◆ Set exercise
Keep every line where the word "styles" appears; drop the rest.

◆ Stored data
((

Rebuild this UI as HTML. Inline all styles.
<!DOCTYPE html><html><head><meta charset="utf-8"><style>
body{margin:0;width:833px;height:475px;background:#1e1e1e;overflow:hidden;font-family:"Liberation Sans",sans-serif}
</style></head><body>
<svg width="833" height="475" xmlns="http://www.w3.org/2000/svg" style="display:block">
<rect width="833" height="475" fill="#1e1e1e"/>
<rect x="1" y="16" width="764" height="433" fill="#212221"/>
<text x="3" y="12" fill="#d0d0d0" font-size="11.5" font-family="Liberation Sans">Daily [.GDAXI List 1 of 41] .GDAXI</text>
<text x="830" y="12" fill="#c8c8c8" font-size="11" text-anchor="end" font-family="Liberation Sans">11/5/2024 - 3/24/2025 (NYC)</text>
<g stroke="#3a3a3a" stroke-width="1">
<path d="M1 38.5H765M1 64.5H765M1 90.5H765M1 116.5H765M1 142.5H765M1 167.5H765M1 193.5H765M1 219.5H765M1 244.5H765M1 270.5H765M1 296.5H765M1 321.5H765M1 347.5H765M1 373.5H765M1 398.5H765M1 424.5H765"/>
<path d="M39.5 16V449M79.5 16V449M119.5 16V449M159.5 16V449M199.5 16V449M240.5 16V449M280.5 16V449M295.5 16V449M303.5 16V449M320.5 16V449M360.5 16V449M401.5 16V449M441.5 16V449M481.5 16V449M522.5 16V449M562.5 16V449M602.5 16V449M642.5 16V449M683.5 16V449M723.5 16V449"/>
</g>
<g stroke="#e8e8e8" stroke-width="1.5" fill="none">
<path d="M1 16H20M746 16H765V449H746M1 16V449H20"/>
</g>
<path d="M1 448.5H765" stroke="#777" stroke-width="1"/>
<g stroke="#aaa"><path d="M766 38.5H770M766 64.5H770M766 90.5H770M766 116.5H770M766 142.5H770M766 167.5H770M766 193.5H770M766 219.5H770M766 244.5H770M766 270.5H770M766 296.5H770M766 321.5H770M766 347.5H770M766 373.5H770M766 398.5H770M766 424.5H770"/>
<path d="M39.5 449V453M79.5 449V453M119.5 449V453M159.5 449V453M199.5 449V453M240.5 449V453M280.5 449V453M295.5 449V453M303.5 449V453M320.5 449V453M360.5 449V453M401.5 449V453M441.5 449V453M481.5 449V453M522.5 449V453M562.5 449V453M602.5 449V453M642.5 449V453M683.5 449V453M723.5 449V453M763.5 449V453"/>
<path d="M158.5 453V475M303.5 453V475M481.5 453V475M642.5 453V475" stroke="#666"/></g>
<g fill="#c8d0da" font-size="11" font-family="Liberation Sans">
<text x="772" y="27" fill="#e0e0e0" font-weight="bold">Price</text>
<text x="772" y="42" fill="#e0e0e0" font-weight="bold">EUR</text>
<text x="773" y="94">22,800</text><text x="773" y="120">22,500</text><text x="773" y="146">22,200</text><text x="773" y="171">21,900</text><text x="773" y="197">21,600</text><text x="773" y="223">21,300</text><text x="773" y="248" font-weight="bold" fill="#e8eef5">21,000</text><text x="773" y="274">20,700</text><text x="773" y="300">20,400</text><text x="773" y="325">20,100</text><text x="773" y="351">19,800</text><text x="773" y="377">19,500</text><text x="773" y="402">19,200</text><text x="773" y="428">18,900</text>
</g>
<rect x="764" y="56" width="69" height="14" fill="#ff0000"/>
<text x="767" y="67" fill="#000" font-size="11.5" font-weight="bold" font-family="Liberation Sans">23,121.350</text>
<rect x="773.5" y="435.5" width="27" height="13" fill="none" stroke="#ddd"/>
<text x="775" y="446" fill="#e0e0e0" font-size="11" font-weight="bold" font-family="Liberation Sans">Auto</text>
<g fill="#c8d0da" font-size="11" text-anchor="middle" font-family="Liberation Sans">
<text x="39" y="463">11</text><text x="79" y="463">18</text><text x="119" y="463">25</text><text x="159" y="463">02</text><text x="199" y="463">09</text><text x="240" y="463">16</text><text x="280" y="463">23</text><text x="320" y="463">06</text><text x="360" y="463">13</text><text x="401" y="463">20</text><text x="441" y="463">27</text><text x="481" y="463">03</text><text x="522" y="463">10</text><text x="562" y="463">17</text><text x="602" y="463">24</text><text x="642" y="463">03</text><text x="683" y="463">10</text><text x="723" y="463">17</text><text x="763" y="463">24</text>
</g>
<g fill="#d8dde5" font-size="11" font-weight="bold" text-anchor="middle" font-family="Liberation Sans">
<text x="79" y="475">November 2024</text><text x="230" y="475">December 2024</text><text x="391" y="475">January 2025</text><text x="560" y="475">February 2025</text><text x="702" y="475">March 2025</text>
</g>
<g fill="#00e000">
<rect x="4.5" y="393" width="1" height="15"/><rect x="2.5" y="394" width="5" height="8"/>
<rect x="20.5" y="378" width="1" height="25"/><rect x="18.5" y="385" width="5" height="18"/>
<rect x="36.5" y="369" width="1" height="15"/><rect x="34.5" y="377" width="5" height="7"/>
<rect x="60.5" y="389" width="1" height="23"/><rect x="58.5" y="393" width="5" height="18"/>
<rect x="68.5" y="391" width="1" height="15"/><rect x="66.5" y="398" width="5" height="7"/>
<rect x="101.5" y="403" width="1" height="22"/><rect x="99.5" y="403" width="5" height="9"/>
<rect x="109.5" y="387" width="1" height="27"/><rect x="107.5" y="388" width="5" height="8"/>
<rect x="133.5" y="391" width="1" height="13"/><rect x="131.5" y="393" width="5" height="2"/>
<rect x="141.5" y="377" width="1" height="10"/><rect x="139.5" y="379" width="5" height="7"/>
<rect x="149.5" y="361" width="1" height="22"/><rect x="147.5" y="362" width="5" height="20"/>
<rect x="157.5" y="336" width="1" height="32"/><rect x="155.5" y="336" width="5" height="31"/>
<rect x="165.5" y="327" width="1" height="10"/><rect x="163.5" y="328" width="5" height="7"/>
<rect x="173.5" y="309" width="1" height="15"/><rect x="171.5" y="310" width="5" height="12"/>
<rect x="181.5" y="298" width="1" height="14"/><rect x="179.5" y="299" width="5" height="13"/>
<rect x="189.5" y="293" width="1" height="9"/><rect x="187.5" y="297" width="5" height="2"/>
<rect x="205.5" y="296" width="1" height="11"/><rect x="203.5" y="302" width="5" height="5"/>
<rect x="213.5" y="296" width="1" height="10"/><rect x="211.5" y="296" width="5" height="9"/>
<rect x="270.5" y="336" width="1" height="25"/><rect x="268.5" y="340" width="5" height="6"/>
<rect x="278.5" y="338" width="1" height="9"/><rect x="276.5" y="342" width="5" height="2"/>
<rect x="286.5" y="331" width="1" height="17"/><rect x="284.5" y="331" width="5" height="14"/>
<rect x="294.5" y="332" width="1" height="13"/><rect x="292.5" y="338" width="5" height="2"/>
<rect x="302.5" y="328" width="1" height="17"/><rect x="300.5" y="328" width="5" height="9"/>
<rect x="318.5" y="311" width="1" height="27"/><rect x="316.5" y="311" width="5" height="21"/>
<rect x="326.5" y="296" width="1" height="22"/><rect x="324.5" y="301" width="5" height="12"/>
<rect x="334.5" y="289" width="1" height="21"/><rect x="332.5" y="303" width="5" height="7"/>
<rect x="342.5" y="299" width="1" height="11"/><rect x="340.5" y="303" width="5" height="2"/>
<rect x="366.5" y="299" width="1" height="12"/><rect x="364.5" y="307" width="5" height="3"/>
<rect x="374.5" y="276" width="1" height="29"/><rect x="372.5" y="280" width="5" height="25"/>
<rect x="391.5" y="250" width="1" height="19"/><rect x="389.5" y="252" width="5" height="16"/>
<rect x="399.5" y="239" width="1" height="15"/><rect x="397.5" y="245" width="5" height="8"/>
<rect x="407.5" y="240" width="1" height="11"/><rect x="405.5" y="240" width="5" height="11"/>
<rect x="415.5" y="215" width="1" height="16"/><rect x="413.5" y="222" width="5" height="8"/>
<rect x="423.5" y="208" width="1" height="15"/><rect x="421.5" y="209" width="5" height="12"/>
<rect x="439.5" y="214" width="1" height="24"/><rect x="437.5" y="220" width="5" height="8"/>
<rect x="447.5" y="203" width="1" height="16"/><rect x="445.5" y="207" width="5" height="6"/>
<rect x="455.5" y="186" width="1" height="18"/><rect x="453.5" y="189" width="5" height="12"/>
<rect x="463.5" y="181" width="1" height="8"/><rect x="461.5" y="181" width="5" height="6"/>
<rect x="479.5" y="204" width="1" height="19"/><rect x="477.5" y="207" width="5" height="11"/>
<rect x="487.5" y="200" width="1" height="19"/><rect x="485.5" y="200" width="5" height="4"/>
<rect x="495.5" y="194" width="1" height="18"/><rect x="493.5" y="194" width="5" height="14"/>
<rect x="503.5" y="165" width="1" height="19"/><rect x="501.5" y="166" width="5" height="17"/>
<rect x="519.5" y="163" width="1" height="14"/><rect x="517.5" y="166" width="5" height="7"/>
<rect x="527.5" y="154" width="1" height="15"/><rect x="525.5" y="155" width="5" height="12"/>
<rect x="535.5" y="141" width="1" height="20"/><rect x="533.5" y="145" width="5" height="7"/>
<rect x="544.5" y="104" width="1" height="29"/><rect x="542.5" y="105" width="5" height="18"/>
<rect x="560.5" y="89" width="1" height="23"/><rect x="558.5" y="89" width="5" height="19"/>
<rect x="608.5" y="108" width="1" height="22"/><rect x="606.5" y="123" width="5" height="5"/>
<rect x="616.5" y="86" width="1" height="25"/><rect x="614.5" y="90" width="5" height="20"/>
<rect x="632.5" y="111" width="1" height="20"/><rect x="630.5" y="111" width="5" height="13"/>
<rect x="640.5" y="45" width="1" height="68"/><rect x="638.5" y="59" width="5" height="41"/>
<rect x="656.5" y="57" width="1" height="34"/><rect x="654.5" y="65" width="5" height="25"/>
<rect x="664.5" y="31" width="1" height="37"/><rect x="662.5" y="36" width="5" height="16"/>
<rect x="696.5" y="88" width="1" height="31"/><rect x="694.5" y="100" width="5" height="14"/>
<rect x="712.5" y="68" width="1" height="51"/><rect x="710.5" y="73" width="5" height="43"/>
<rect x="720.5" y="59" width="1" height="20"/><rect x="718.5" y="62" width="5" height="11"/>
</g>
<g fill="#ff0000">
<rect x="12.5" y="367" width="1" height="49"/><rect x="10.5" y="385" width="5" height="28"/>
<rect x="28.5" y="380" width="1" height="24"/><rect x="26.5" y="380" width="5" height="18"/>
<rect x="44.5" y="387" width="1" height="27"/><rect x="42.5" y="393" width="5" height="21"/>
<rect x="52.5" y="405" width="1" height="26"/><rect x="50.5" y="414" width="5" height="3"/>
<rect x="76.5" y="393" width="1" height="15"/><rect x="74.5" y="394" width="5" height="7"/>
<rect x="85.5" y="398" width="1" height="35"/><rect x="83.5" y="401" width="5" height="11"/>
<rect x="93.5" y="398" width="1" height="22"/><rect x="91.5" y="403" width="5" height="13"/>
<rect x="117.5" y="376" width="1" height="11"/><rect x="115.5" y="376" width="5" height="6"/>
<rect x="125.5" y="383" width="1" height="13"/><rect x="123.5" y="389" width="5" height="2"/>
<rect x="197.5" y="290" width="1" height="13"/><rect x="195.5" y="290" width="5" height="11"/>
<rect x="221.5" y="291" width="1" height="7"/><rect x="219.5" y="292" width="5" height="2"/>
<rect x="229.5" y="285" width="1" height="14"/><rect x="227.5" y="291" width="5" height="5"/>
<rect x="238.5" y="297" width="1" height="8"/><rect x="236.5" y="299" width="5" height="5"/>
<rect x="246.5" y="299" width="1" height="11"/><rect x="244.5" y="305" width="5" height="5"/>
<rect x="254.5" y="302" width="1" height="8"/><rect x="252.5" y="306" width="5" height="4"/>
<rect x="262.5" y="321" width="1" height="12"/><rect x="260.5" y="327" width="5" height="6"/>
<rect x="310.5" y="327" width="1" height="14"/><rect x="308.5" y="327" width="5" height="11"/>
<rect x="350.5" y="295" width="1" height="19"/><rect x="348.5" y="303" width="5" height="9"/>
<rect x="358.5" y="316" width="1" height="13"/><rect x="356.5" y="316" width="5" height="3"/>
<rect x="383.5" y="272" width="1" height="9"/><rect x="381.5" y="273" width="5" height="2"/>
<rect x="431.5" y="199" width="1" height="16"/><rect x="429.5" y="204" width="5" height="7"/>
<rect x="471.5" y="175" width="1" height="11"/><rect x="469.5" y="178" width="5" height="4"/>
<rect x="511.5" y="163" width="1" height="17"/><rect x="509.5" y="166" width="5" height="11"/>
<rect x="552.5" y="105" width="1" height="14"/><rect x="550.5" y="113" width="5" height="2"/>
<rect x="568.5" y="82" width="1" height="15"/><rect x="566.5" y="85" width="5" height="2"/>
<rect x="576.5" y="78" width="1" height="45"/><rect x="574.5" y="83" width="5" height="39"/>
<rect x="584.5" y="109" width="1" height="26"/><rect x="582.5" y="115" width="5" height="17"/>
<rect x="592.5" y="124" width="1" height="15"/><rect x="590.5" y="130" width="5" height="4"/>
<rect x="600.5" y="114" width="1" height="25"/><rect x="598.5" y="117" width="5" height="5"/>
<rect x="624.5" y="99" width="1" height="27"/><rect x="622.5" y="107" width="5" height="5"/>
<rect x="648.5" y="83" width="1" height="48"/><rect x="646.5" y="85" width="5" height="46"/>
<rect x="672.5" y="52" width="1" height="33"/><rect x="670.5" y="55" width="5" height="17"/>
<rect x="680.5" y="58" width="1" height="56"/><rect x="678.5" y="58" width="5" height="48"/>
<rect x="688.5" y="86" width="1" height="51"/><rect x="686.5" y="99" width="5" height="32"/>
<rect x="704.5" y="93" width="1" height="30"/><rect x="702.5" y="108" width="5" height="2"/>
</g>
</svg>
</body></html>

))
((

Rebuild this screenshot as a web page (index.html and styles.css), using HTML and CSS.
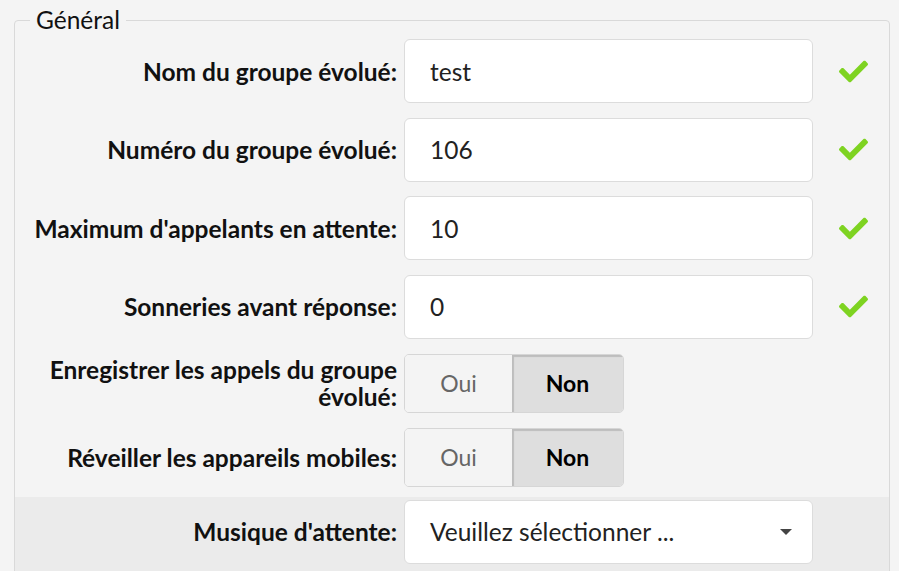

))

◆ Exercise answer
Rebuild this UI as HTML. Inline all styles.
Rebuild this screenshot as a web page (index.html and styles.css), using HTML and CSS.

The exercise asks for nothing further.